##### Materials provided #####
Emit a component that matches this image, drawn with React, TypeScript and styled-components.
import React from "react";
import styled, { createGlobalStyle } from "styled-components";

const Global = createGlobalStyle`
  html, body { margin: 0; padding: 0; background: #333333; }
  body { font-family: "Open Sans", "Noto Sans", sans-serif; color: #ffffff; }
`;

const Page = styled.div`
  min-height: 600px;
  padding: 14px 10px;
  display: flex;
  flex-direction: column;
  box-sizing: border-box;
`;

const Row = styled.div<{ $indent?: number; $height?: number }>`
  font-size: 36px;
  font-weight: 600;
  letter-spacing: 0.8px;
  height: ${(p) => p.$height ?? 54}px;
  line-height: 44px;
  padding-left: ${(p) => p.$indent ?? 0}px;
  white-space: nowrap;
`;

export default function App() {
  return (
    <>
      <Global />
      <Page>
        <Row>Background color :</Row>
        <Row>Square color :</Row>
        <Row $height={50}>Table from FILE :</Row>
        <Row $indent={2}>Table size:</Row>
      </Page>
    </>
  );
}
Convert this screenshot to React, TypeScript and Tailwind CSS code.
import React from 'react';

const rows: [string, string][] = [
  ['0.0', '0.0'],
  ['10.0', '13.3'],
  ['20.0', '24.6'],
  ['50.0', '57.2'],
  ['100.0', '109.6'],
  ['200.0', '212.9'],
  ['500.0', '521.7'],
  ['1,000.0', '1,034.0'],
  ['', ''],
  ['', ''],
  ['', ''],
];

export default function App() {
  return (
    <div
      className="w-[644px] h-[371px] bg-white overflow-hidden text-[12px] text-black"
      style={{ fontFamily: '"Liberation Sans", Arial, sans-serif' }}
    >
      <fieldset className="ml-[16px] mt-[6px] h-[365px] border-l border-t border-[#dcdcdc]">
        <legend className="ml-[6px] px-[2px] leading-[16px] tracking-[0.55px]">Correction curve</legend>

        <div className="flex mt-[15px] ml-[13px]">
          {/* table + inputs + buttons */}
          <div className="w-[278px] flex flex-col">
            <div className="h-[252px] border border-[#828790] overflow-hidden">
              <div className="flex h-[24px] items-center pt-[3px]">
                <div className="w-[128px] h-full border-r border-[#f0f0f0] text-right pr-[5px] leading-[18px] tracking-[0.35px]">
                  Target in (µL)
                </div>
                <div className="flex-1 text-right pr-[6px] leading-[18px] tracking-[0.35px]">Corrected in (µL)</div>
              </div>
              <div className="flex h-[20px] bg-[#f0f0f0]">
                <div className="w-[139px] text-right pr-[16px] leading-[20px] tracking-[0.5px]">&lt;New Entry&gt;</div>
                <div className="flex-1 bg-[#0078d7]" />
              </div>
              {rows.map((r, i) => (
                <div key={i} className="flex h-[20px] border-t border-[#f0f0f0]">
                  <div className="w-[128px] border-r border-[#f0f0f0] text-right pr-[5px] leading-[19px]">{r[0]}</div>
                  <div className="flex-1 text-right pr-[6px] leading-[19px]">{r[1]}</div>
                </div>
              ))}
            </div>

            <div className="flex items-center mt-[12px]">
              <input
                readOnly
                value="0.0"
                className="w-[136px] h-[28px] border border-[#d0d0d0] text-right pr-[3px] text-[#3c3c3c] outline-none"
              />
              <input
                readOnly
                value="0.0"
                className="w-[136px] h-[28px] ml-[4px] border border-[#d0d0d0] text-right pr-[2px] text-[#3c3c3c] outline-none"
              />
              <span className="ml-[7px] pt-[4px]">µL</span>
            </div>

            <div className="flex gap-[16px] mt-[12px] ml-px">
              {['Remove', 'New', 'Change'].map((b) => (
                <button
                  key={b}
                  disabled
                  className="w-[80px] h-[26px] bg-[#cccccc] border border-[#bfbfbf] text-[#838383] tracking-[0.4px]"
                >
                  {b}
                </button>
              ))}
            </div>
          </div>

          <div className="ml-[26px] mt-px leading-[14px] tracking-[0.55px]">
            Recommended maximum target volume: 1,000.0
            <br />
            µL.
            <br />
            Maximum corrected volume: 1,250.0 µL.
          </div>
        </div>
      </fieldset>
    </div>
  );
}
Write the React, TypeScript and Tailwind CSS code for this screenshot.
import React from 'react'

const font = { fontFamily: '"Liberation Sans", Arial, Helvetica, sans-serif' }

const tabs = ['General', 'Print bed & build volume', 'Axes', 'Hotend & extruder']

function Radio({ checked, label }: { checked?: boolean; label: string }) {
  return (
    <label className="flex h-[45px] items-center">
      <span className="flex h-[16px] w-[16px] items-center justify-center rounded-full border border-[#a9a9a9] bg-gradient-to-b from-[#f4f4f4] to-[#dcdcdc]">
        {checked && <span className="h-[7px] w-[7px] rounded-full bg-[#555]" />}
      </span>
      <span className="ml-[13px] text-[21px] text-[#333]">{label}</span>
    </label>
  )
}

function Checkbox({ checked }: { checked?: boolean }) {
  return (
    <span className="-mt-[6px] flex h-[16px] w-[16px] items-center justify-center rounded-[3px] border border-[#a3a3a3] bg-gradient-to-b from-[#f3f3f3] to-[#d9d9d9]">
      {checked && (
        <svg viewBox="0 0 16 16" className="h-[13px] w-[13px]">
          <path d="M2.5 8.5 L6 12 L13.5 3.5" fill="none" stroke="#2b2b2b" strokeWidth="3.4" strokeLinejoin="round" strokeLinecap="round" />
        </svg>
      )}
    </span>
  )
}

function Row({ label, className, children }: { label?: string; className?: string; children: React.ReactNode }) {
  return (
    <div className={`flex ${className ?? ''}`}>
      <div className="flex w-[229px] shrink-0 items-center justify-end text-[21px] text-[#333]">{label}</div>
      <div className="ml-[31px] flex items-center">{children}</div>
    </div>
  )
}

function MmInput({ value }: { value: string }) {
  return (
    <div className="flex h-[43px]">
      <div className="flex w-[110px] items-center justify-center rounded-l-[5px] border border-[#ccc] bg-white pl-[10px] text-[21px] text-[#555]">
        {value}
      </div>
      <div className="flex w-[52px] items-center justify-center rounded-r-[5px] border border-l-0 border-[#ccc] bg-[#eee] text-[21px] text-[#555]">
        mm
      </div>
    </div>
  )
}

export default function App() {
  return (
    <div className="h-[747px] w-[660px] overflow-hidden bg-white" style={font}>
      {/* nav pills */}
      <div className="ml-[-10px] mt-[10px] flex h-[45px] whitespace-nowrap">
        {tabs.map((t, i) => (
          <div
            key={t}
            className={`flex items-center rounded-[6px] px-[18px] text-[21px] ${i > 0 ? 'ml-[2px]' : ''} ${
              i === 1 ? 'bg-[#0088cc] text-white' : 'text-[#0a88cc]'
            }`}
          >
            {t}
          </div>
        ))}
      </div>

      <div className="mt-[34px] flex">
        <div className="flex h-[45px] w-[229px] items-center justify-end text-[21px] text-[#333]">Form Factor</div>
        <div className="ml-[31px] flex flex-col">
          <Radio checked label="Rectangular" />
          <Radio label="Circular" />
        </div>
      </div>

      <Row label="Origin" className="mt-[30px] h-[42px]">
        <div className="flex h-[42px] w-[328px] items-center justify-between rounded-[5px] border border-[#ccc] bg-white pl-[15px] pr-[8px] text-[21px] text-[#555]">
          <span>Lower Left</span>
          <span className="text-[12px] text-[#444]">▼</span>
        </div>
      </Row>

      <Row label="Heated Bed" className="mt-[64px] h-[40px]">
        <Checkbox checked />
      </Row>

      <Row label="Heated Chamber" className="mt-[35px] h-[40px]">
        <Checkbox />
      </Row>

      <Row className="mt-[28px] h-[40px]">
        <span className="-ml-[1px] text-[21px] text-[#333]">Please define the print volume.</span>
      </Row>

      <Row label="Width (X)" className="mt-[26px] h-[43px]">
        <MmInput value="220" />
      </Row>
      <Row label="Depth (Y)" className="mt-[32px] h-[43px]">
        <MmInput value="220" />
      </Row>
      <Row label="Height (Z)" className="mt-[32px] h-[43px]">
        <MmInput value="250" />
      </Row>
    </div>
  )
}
#####
_To be done:_ From the line with "Write the React, TypeScript" through the line with "const tabs = ['General', 'Print", repeat every line exactly, both ends included, and nothing outside that range.

_Response to this exercise:_
Write the React, TypeScript and Tailwind CSS code for this screenshot.
import React from 'react'

const font = { fontFamily: '"Liberation Sans", Arial, Helvetica, sans-serif' }

const tabs = ['General', 'Print bed & build volume', 'Axes', 'Hotend & extruder']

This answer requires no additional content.